Il percorso sinodale non è un parlamento, non è un dirci le opinioni diverse e poi fare una sintesi o una votazione: no. Il percorso sinodale è camminare insieme sotto la guida dello Spirito Santo, e voi, nelle Chiese vostre, che avete dei Sinodi, antiche tradizioni sinodali, siete testimoni di questo.

La liturgia, riprende Francesco, “è il cielo sulla terra, come soprattutto l’Oriente ama ripetere”. Ma non è “un’oasi di evasione o di conservazione”. L’assemblea liturgica proprio rivolgendosi a Dio sente l’urgenza di andare verso i fratelli per annunciare Cristo.

In reciproco ascolto, ma evitando particolarismi

Il Papa ringrazia i presenti per il lavoro di questi giorni, “un’opportunità – osserva – per conoscersi all’interno delle commissioni liturgiche delle diverse Chiese” e un invito “a camminare insieme al Dicastero e ai suoi Consultori”. Poniamoci in ascolto reciproco delle tradizioni e degli itinerari di ricerca di ciascuno, afferma ancora, ma raccomanda:

sulla forma della celebrazione è necessario che si viva l’unità secondo quanto è stabilito dai Sinodi e approvato dalla Sede Apostolica, evitando particolarismi liturgici che, in realtà, manifestano divisioni di altro genere in seno alle rispettive Chiese.

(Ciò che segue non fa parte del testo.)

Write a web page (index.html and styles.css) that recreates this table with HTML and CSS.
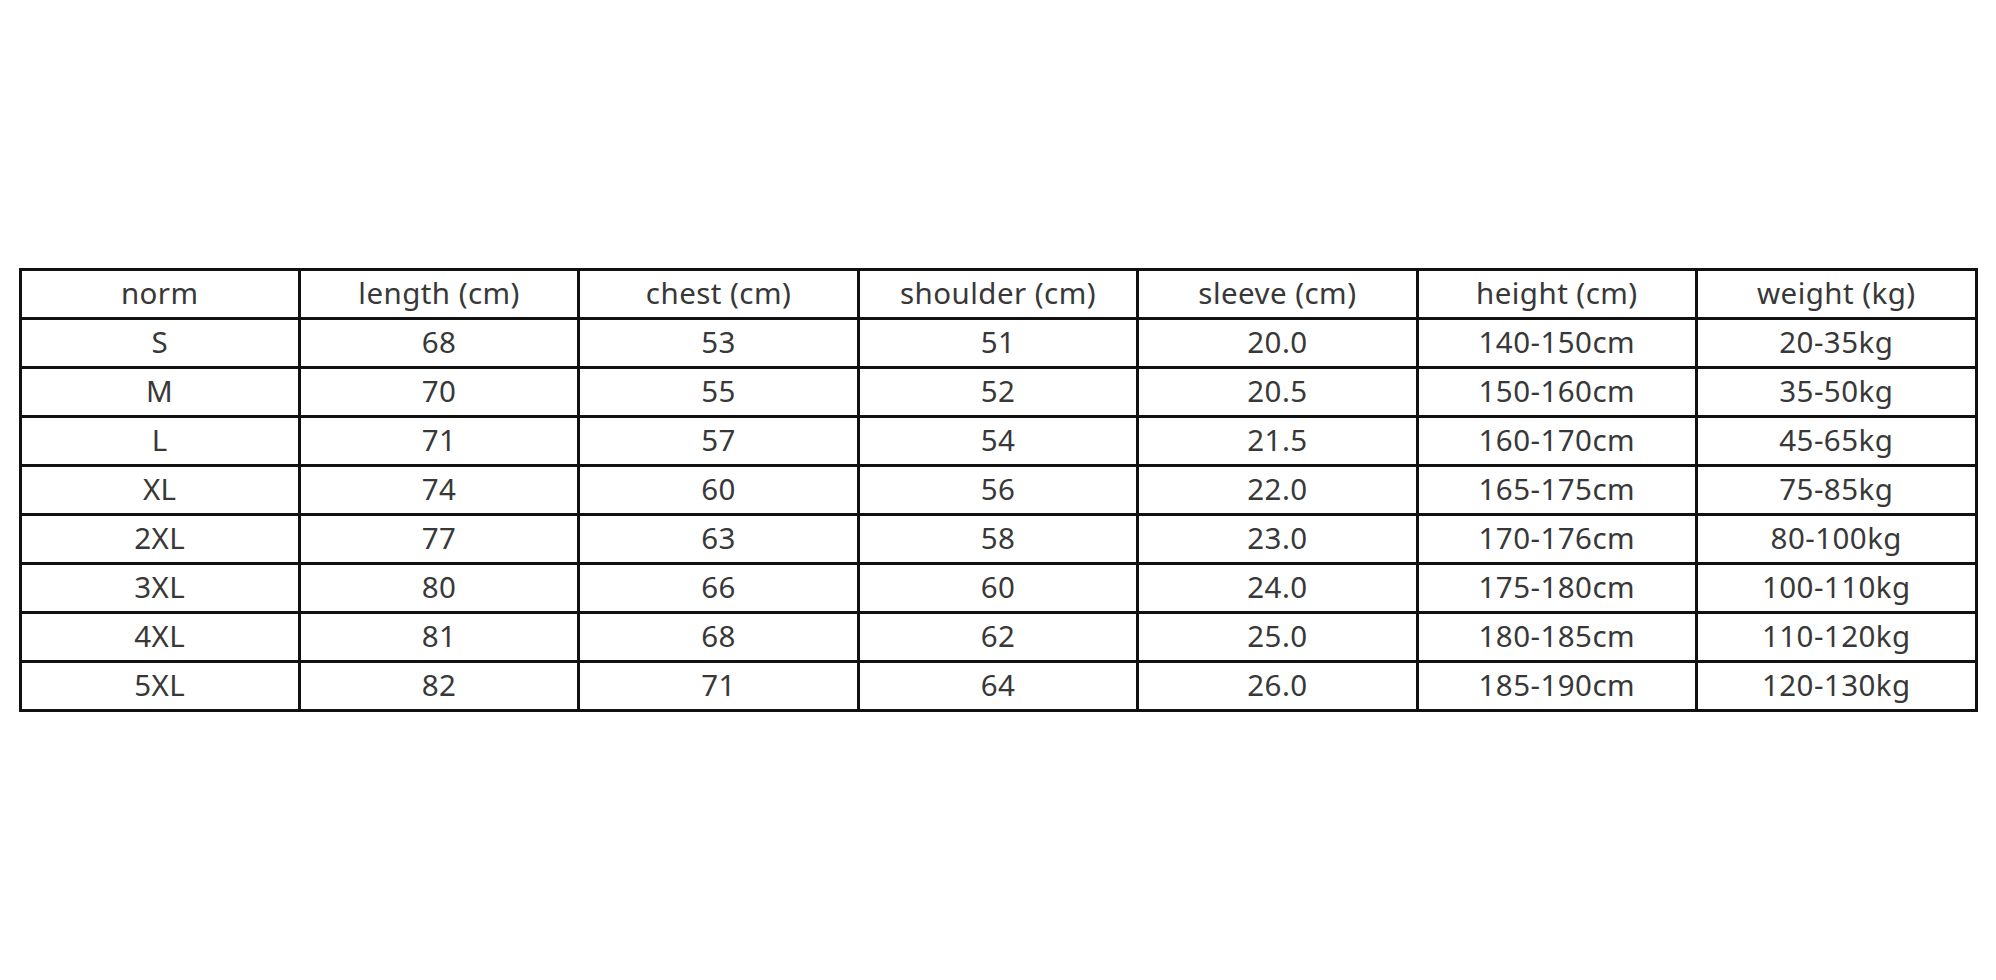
FILE: index.html
```html
<!DOCTYPE html>
<html>
<head>
<meta charset="utf-8">
<link rel="stylesheet" href="styles.css">
</head>
<body>
<div class="page">
<table class="size-table">
<tbody>
<tr><td>norm</td><td>length (cm)</td><td>chest (cm)</td><td>shoulder (cm)</td><td>sleeve (cm)</td><td>height (cm)</td><td>weight (kg)</td></tr>
<tr><td>S</td><td>68</td><td>53</td><td>51</td><td>20.0</td><td>140-150cm</td><td>20-35kg</td></tr>
<tr><td>M</td><td>70</td><td>55</td><td>52</td><td>20.5</td><td>150-160cm</td><td>35-50kg</td></tr>
<tr><td>L</td><td>71</td><td>57</td><td>54</td><td>21.5</td><td>160-170cm</td><td>45-65kg</td></tr>
<tr><td>XL</td><td>74</td><td>60</td><td>56</td><td>22.0</td><td>165-175cm</td><td>75-85kg</td></tr>
<tr><td>2XL</td><td>77</td><td>63</td><td>58</td><td>23.0</td><td>170-176cm</td><td>80-100kg</td></tr>
<tr><td>3XL</td><td>80</td><td>66</td><td>60</td><td>24.0</td><td>175-180cm</td><td>100-110kg</td></tr>
<tr><td>4XL</td><td>81</td><td>68</td><td>62</td><td>25.0</td><td>180-185cm</td><td>110-120kg</td></tr>
<tr><td>5XL</td><td>82</td><td>71</td><td>64</td><td>26.0</td><td>185-190cm</td><td>120-130kg</td></tr>
</tbody>
</table>
</div>
</body>
</html>
```
FILE: styles.css
```css
html, body {
  margin: 0;
  padding: 0;
  background: #ffffff;
}
.page {
  width: 1996px;
  height: 980px;
  display: flex;
  align-items: center;
  justify-content: center;
}
.size-table {
  border-collapse: collapse;
  table-layout: fixed;
  width: 1959px;
  font-family: "Noto Sans", "Open Sans", sans-serif;
  font-size: 29.5px;
  letter-spacing: 0.45px;
  color: #383838;
}
.size-table td {
  border: 3px solid #111111;
  height: 43px;
  padding: 0 0 3px 0;
  text-align: center;
  vertical-align: middle;
  line-height: 1;
}
```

Necessaria la testimonianza dell’unità nella liturgia

Testimoniare l’unità, fa notare ancora il Papa, è necessario anche nei riguardi dei fratelli delle Chiese Ortodosse e Ortodosse Orientali con cui quasi sempre condividiamo i medesimi testi liturgici. E conclude con un avvertimento:

Stiamo attenti, pertanto, a sperimentazioni che possono nuocere al cammino verso l’unità visibile di tutti i discepoli di Cristo. Il mondo ha bisogno della testimonianza della comunione: se diamo scandalo con le dispute liturgiche – e purtroppo recentemente ce ne sono state alcune, facciamo il gioco di colui che è maestro della divisione.